S.K.: Zayıf mı güçlü mü değerlendirilir bilemem ama herkes resim yapıyor. Kişi ve eser bu kadar çok olunca aralarından iyilerini cımbızla ayıklamak gerekiyor. Tabii bu söylediklerim büyük ölçüde resim için geçerli. Dünyada değişen bir sanat anlayışı var ve Türkiye de bunu yakalamış durumda bence. 10. yılına girmiş ve uluslararası katılımı yüksek olan Cİ, 3. yılına girecek Artinternational var. Yine tasarım ve sanat bienalleri hatrı sayılır ölçüde izleyici sayısına ulaşıyor. Galeri gezerken insanlar tek başına kalmıyor. Hatta bazen reklamı iyi organize edilmiş önemli galeri ve müzelerin sergilerinde kalabalıktan eserleri göremiyorsunuz. Ancak izleyici sayısının yüksek olması belli alanda kümelenmiş satışları genele yayamıyor ne yazık ki. Halen “sanat eseri satın alma” konusunda belli merkezler dışında genele yayılmış bir anlayış yok. Bir işimi beğenip arkadaşının uyarısıyla fayanslarına uymadığı için satın almayan örneklere şahit oldum 🙂
P.L. : Genç bir sanatçı olarak bu konuda yorum yapmam ne kadar doğru olabilir bilmiyorum ama edindiğim tecrübelere göre bunu söyleyebilirim ki sanata ve sanat öğrencilerine pek destek yok. Evet, düzenlenen birçok yarışma var ama yeterli değil. Genç sanatçıların eserlerini ve kendilerini geliştirebilecek çok ortam yok. Açık konuşmam gerekiyorsa, sanat sevilmiyor ve önem taşımıyor. Bunun faturasını da hem toplum hem de sanatla ilgilenen bütün kişilere yansıyor. Plastik sanatların bile takıldığı noktalar varken cam gibi yeni bir sanatın Türkiye’de nitelikli bir izleyici kitlesine ulaşması zor görünüyor. Yeteri kadar cam müzesi, cam sanatı galerisi veya uzmanlık alanı cam olan küratör yok. Festivaller ve yatırımlar daha çok belli başlı sanat dallarında yoğunlaşmış durumda. Halen çoğu kişinin sanat algısı tuval üzerinde kalmış durumda. Güçlü olunan noktalardan bahsetmek gerekirse, izleyici sayısı oldukça fazla; fakat bu durum sadece izleme ile sınırlı kalıyor. Açıkçası eser satma işlemi alınabilecek ödülleri saymazsak genç bir cam sanatçısı için zor bir süreç.

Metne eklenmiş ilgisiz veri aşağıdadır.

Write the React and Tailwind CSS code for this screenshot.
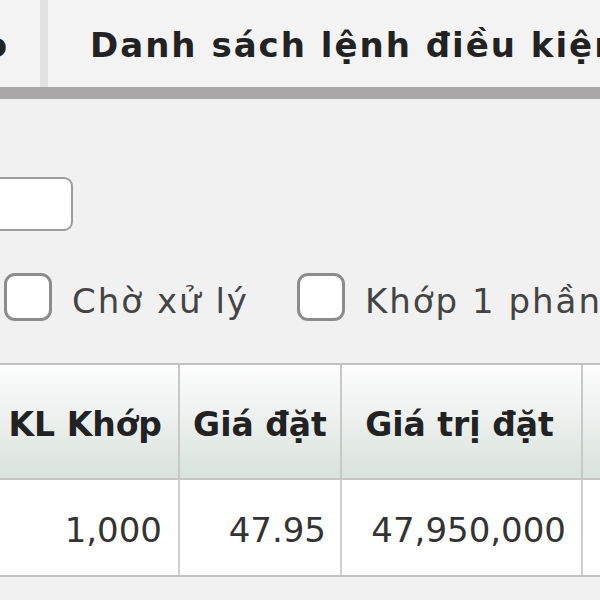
export default function App() {
  return (
    <div className="w-[600px] h-[600px] overflow-hidden bg-[#f1f1f1] font-['DejaVu_Sans',sans-serif]">
      {/* tab bar */}
      <div className="flex h-[87px] bg-[#f3f3f3] overflow-hidden">
        <div className="w-[40px] shrink-0 overflow-hidden flex justify-end items-center pt-[3px]">
          <span className="whitespace-nowrap text-[34px] font-bold text-[#222] mr-[33px]">Đặt lệnh theo</span>
        </div>
        <div className="w-[8px] shrink-0 bg-[#e2e2e2]" />
        <div className="pl-[42px] pt-[4px] shrink-0 flex items-center text-[34px] font-bold text-[#222] whitespace-nowrap tracking-[2px]">
          Danh sách lệnh điều kiện
        </div>
      </div>
      <div className="h-[12px] bg-[#aaa7a9]" />

      {/* filters */}
      <div className="pt-[78px]">
        <div className="-ml-[10px] w-[83px] h-[54px] rounded-[9px] border-2 border-[#9c9c9c] bg-white" />
      </div>
      <div className="flex items-center mt-[42px] h-[48px] overflow-hidden">
        <div className="ml-[4px] w-[48px] h-[48px] rounded-[11px] border-[3px] border-[#8c8c8c] bg-white shrink-0" />
        <span className="ml-[20px] pt-[8px] shrink-0 text-[34px] text-[#444] whitespace-nowrap tracking-[2px]">Chờ xử lý</span>
        <div className="ml-[48px] w-[48px] h-[48px] rounded-[11px] border-[3px] border-[#8c8c8c] bg-white shrink-0" />
        <span className="ml-[20px] pt-[8px] shrink-0 text-[34px] text-[#444] whitespace-nowrap tracking-[2px]">Khớp 1 phần</span>
      </div>

      {/* table */}
      <div className="mt-[42px] border-t-2 border-[#c2c2c2]">
        <div className="flex h-[115px] bg-gradient-to-b from-[#fdfdfd] to-[#d9e2dd] border-b-2 border-[#c6c6c6] text-[33px] font-bold text-[#222] whitespace-nowrap">
          <div className="w-[180px] shrink-0 flex items-center justify-end pr-[16px] pt-[6px] border-r-2 border-[#c8c8c8]">KL Khớp</div>
          <div className="w-[162px] shrink-0 flex items-center justify-center pt-[6px] border-r-2 border-[#c8c8c8]">Giá đặt</div>
          <div className="w-[241px] shrink-0 flex items-center justify-center pt-[6px] pr-[4px] border-r-2 border-[#c8c8c8]">Giá trị đặt</div>
          <div className="flex-1" />
        </div>
        <div className="flex h-[97px] bg-white border-b-2 border-[#c2c2c2] text-[34px] text-[#333] whitespace-nowrap">
          <div className="w-[180px] shrink-0 flex items-center justify-end pr-[16px] pt-[6px] border-r-2 border-[#cfcfcf]">1,000</div>
          <div className="w-[162px] shrink-0 flex items-center justify-end pr-[14px] pt-[6px] border-r-2 border-[#cfcfcf]">47.95</div>
          <div className="w-[241px] shrink-0 flex items-center justify-end pr-[15px] pt-[6px] border-r-2 border-[#cfcfcf]">47,950,000</div>
          <div className="flex-1" />
        </div>
      </div>
    </div>
  );
}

Cam ve resim gibi birbirinden farklı tekniklerde eser üreten sanatçılarsınız. ‘Yer-Yüzüm’ sergisi nasıl oluştu? İlerleyen yıllarda bu serginin devamı olacak mı?

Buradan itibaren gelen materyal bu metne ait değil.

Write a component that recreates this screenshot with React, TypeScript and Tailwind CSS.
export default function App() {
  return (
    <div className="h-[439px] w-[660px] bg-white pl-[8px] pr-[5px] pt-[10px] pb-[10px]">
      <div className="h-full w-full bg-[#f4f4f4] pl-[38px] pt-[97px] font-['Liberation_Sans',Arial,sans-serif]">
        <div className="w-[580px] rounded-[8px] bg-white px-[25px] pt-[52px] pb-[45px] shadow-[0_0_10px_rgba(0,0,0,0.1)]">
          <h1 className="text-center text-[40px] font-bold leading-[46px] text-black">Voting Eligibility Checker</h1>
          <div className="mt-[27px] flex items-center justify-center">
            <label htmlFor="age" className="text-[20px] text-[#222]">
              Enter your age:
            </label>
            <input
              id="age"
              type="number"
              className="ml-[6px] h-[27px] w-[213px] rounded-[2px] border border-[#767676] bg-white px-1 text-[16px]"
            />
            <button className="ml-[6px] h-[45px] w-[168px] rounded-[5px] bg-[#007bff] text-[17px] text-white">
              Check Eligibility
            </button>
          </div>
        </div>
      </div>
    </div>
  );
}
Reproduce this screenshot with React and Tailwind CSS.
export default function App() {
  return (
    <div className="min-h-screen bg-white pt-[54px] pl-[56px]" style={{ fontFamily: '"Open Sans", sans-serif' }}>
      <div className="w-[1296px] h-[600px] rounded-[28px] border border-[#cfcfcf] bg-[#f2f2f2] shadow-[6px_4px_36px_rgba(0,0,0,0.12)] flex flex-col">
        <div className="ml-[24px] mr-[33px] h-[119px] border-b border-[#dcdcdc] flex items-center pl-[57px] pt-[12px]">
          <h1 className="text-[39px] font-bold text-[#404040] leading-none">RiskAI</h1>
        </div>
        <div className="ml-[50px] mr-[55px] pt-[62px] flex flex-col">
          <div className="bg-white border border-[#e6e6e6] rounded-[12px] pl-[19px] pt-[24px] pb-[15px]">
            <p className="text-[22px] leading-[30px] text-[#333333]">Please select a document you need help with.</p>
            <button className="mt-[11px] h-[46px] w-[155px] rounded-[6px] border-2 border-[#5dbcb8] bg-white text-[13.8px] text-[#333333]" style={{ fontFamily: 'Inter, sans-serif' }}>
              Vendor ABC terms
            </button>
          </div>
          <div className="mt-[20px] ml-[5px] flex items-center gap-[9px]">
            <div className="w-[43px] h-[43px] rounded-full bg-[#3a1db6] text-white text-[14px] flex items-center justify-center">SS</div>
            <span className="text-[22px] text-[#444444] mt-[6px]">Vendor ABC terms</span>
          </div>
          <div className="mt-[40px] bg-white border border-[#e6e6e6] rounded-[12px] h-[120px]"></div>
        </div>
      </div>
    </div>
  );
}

S.K. : Payam ile 5 yılı aşkın bir süredir tanışıyoruz. Karşılıklı olarak işlerimizi yorumluyor, fikir alışverişi yapıyoruz. Farklı bir teknikle çalışan biri sizin görmediğiniz şeyleri görebiliyor. Bu sohbetler sırasında irdelediğimiz konuları kişisel sergilerimizde buluşturma kararını üniversite yıllarından iletişimde olduğumuz sevgili Azamat Kuliev hocamızla birlikte aldık. Böyle bir sergi projesi onun sayesinde gerçekleşti. İleride bu serginin devamını planlıyoruz. Kavramsal ve teknik açıdan sonraki dönemlerde birbiriyle daha bütünleşik sergiler yapabiliriz.
Son olarak sergi hakkında söylemek istedikleriniz nelerdir? Sergi sonrasında sizi nerelerde göreceğiz?

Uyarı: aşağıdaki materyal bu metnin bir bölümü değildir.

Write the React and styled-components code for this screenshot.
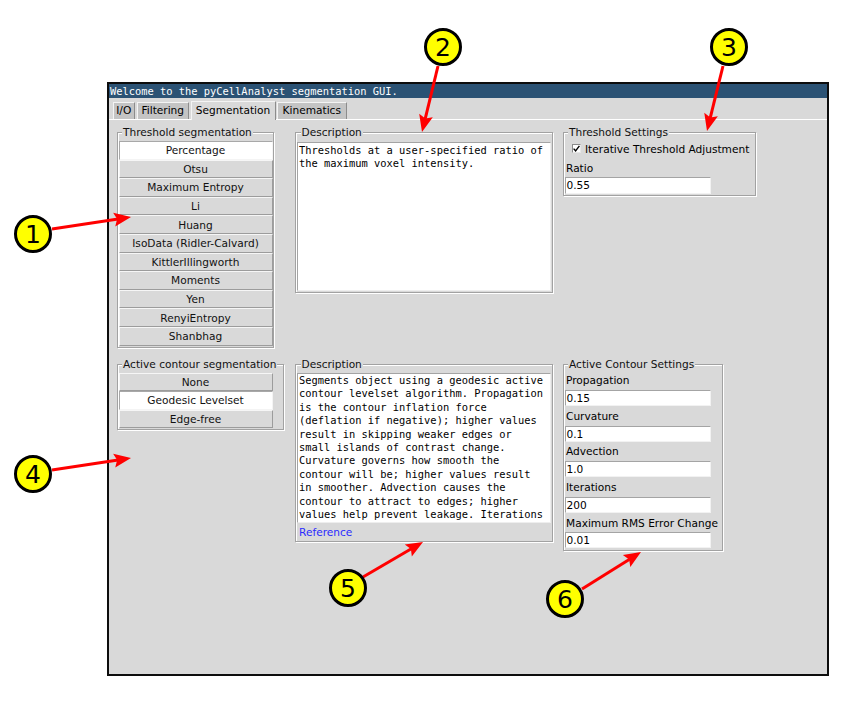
import React from "react";
import styled, { createGlobalStyle } from "styled-components";

const GlobalStyle = createGlobalStyle`
  html, body {
    margin: 0;
    padding: 0;
    background: #ffffff;
  }
  body {
    width: 843px;
    height: 704px;
    overflow: hidden;
    font-family: "DejaVu Sans", "Liberation Sans", sans-serif;
    color: #000;
  }
`;

const Page = styled.div`
  position: relative;
  width: 843px;
  height: 704px;
  box-sizing: border-box;
  padding: 82px 0 0 107px;
`;

const Window = styled.div`
  width: 722px;
  height: 594px;
  box-sizing: border-box;
  border: 2px solid #0d0d0d;
  background: #d9d9d9;
  display: flex;
  flex-direction: column;
`;

const TitleBar = styled.div`
  height: 14px;
  flex: none;
  background: #2b5274;
  color: #ffffff;
  font: 10.4px/14px "DejaVu Sans Mono", "Liberation Mono", monospace;
  padding-left: 1px;
  white-space: pre;
`;

const TabBar = styled.div`
  height: 21px;
  flex: none;
  display: flex;
  align-items: flex-end;
  gap: 1.5px;
  padding-left: 3.5px;
  position: relative;
  z-index: 1;
`;

const Tab = styled.div`
  width: ${(p) => p.$w}px;
  height: ${(p) => (p.$active ? 19 : 17)}px;
  margin-bottom: ${(p) => (p.$active ? -1 : 0)}px;
  box-sizing: border-box;
  background: ${(p) => (p.$active ? "#d9d9d9" : "#c4c4c4")};
  border-left: 1px solid #f4f4f4;
  border-top: 1px solid #f4f4f4;
  border-right: 1px solid #8c8c8c;
  display: flex;
  align-items: center;
  justify-content: center;
  padding-bottom: ${(p) => (p.$active ? 3 : 2)}px;
  font-size: 10.6px;
  white-space: nowrap;
`;

const Pane = styled.div`
  flex: 1;
  border-top: 1px solid #ffffff;
  padding: 6px 0 0 7.5px;
  display: grid;
  grid-template-columns: 168px 258px 200px;
  column-gap: 10px;
  row-gap: 10px;
  align-items: start;
  align-content: start;
`;

const Group = styled.fieldset`
  margin: 0;
  min-width: 0;
  width: ${(p) => p.$w}px;
  box-sizing: border-box;
  padding: ${(p) => p.$pad || "2px 1px 1px 1px"};
  border: 1px solid #a2a2a2;
  box-shadow: inset 1px 1px 0 #ffffff, 1px 1px 0 #ffffff;
  display: flex;
  flex-direction: column;
`;

const Legend = styled.legend`
  padding: 0 1px;
  margin-left: 3.5px;
  font-size: 10.6px;
  line-height: 13px;
  background: #d9d9d9;
  color: #111;
  white-space: nowrap;
`;

const ChoiceButton = styled.div`
  width: 154px;
  height: 18.6px;
  flex: none;
  box-sizing: border-box;
  background: ${(p) => (p.$active ? "#ffffff" : "#d9d9d9")};
  border: 1px solid;
  border-color: ${(p) =>
    p.$active
      ? "#a8a8a8 #f4f4f4 #f4f4f4 #a8a8a8"
      : "#f6f6f6 #9c9c9c #9c9c9c #f6f6f6"};
  display: flex;
  align-items: center;
  justify-content: center;
  font-size: 10.6px;
  white-space: nowrap;
  color: #111;
`;

const TextBox = styled.div`
  width: 253.5px;
  height: ${(p) => p.$h}px;
  flex: none;
  box-sizing: border-box;
  background: #ffffff;
  border: 1px solid;
  border-color: #a4a4a4 #eeeeee #eeeeee #a4a4a4;
  padding: 0.5px 1px;
  font: 10.4px/13.4px "DejaVu Sans Mono", "Liberation Mono", monospace;
  white-space: pre;
  overflow: hidden;
  color: #000;
`;

const LinkRow = styled.div`
  height: 18.5px;
  display: flex;
  align-items: center;
  padding-left: 2px;
  font-size: 10.6px;
  color: #2b2bff;
`;

const CheckRow = styled.div`
  height: 19px;
  display: flex;
  align-items: center;
  gap: 4.5px;
  padding-left: 7px;
  font-size: 10.6px;
  white-space: nowrap;
`;

const CheckBox = styled.span`
  width: 9px;
  height: 9px;
  box-sizing: border-box;
  background: #ffffff;
  border: 1px solid;
  border-color: #8a8a8a #e8e8e8 #e8e8e8 #8a8a8a;
  display: flex;
  align-items: center;
  justify-content: center;
`;

const FieldLabel = styled.div`
  height: 19.4px;
  display: flex;
  align-items: center;
  padding: 0 0 0 1.5px;
  font-size: 10.6px;
  white-space: nowrap;
`;

const Entry = styled.div`
  width: 146.7px;
  height: 16.2px;
  box-sizing: border-box;
  background: #ffffff;
  border: 1px solid;
  border-color: #a4a4a4 #f2f2f2 #f2f2f2 #a4a4a4;
  display: flex;
  align-items: center;
  padding-left: 1px;
  font-size: 10.6px;
  color: #000;
`;

const Overlay = styled.svg`
  position: absolute;
  left: 0;
  top: 0;
  width: 843px;
  height: 704px;
  pointer-events: none;
  overflow: visible;
`;

const thresholdMethods = [
  "Percentage",
  "Otsu",
  "Maximum Entropy",
  "Li",
  "Huang",
  "IsoData (Ridler-Calvard)",
  "KittlerIllingworth",
  "Moments",
  "Yen",
  "RenyiEntropy",
  "Shanbhag",
];

const contourMethods = ["None", "Geodesic Levelset", "Edge-free"];

const contourFields = [
  ["Propagation", "0.15"],
  ["Curvature", "0.1"],
  ["Advection", "1.0"],
  ["Iterations", "200"],
  ["Maximum RMS Error Change", "0.01"],
];

const thresholdText = `Thresholds at a user-specified ratio of
the maximum voxel intensity.`;

const contourText = `Segments object using a geodesic active
contour levelset algorithm. Propagation
is the contour inflation force
(deflation if negative); higher values
result in skipping weaker edges or
small islands of contrast change.
Curvature governs how smooth the
contour will be; higher values result
in smoother. Advection causes the
contour to attract to edges; higher
values help prevent leakage. Iterations`;

const callouts = [
  { n: 1, cx: 33, cy: 234, from: [52, 229], to: [131, 217] },
  { n: 2, cx: 443, cy: 47, from: [438, 66], to: [422, 132] },
  { n: 3, cx: 729, cy: 47, from: [723, 66], to: [707, 131] },
  { n: 4, cx: 33, cy: 474, from: [52, 470], to: [131, 458] },
  { n: 5, cx: 348, cy: 588, from: [363, 577], to: [423, 542] },
  { n: 6, cx: 565, cy: 599, from: [582, 589], to: [641, 552] },
];

function Arrow({ from, to }) {
  const [x1, y1] = from;
  const [x2, y2] = to;
  const dx = x2 - x1;
  const dy = y2 - y1;
  const len = Math.hypot(dx, dy);
  const ux = dx / len;
  const uy = dy / len;
  const head = 17;
  const half = 7;
  const bx = x2 - ux * head;
  const by = y2 - uy * head;
  const pts = [
    [x2, y2],
    [bx - uy * half, by + ux * half],
    [bx + ux * 3, by + uy * 3],
    [bx + uy * half, by - ux * half],
  ]
    .map((p) => p.join(","))
    .join(" ");
  return (
    <g>
      <line
        x1={x1}
        y1={y1}
        x2={bx + ux * 4}
        y2={by + uy * 4}
        stroke="#ff0000"
        strokeWidth="3"
      />
      <polygon points={pts} fill="#ff0000" />
    </g>
  );
}

function Callouts() {
  return (
    <Overlay viewBox="0 0 843 704">
      {callouts.map((c) => (
        <g key={c.n}>
          <Arrow from={c.from} to={c.to} />
          <circle
            cx={c.cx}
            cy={c.cy}
            r="17.5"
            fill="#ffff00"
            stroke="#000"
            strokeWidth="3"
          />
          <text
            x={c.cx}
            y={c.cy + 9}
            textAnchor="middle"
            fontFamily="DejaVu Sans, sans-serif"
            fontSize="25"
            fill="#000"
          >
            {c.n}
          </text>
        </g>
      ))}
    </Overlay>
  );
}

export default function App() {
  return (
    <>
      <GlobalStyle />
      <Page>
        <Window>
          <TitleBar>Welcome to the pyCellAnalyst segmentation GUI.</TitleBar>
          <TabBar>
            <Tab $w={22.5}>I/O</Tab>
            <Tab $w={52.5}>Filtering</Tab>
            <Tab $w={85} $active>
              Segmentation
            </Tab>
            <Tab $w={69.5}>Kinematics</Tab>
          </TabBar>
          <Pane>
            <Group $w={157}>
              <Legend>Threshold segmentation</Legend>
              {thresholdMethods.map((m, i) => (
                <ChoiceButton key={m} $active={i === 0}>
                  {m}
                </ChoiceButton>
              ))}
            </Group>

            <Group $w={258} $pad="3px 1px 1px 1.5px">
              <Legend>Description</Legend>
              <TextBox $h={149.3}>{thresholdText}</TextBox>
            </Group>

            <Group $w={193} $pad="0 2px 1.5px 1px">
              <Legend>Threshold Settings</Legend>
              <CheckRow>
                <CheckBox>
                  <svg width="7" height="7" viewBox="0 0 7 7">
                    <path
                      d="M0.6 3.6 L2.6 5.8 L6.4 0.8"
                      fill="none"
                      stroke="#000"
                      strokeWidth="1.4"
                    />
                  </svg>
                </CheckBox>
                Iterative Threshold Adjustment
              </CheckRow>
              <FieldLabel>Ratio</FieldLabel>
              <Entry>0.55</Entry>
            </Group>

            <Group $w={167}>
              <Legend>Active contour segmentation</Legend>
              {contourMethods.map((m, i) => (
                <ChoiceButton key={m} $active={i === 1}>
                  {m}
                </ChoiceButton>
              ))}
            </Group>

            <Group $w={258} $pad="2px 1px 0 1.5px">
              <Legend>Description</Legend>
              <TextBox $h={150}>{contourText}</TextBox>
              <LinkRow>Reference</LinkRow>
            </Group>

            <Group $w={160.5} $pad="0 2px 1.5px 1px">
              <Legend>Active Contour Settings</Legend>
              {contourFields.map(([label, value]) => (
                <React.Fragment key={label}>
                  <FieldLabel>{label}</FieldLabel>
                  <Entry>{value}</Entry>
                </React.Fragment>
              ))}
            </Group>
          </Pane>
        </Window>
        <Callouts />
      </Page>
    </>
  );
}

S.K. : Şu anda ikimizin de devam eden bir yüksek lisans süreci var. Benim 2016’da bir çağdaş sanat fuarı ve yaz aylarında Bodrum’da düzenlenecek bir çalıştay projesi var. ‘Yer-Yüzüm’ sergisi ise 4-16 Aralık tarihleri arasında Yıldız/Çankaya’da Stilllife Sanat Galerisi’nde olacak. Tüm sanatseverleri bekliyoruz.
P.L. : Benim düşüncem ‘Yer-Yüzüm’ün devamını farklı serilerle farklı şehirlerde de sergilemek. 2016’da İstanbul’da birkaç karma sergi olacak; fakat tarihleri belli olmadığı için paylaşamıyorum. Sergilerin ayrıntıları önümüzdeki aylarda web sayfamda yer alacak.
Soner Kaya; 1991’de Gaziantep’te doğdu.2013 yılında Eskişehir Anadolu Üniversitesi Güzel Sanatlar Fakültesi Resim Bölümü’nden mezun oldu.Yurtiçi ve yurtdışında karma sergilere katıldı.2012 yılında genç sanatçılarla ‘ON6 Genç Sanatçı İnisiyatifi’ adıyla kurdukları sanat oluşumu ile 2015 yılına kadar açtıkları sergilerde çalışmalarıyla birlikte aktif görev aldı.2013-2015 yılları arasında İstanbul’da görsel sanat yönetmeni olarak çalıştı.2015 yılında Anadolu Üniversitesi Güzel Sanatlar Enstitüsü Grafik Anasanat Dalı yüksek lisansını kazandı. Çalışmalarını Eskişehir’de sürdürmekte ve yüksek lisans eğitimine devam etmektedir.
Payam Latifi; 2008 yılında Tahran Üniversitesi Grafik (ön lisans) Bölümü’nden mezun oldu. 2013 yılında Anadolu Üniversitesi Güzel Sanatlar Fakültesi Cam Bölümünü dönem birincisi olarak tamamladı. 2014 Anadolu Üniversitesi Sosyal Bilimler Enstitüsü Cam Anasanat Dalında Yüksek Lisans programına başladı. Eserleri halen Eskişehir Cam Müzesi’nde sergilenmektedir.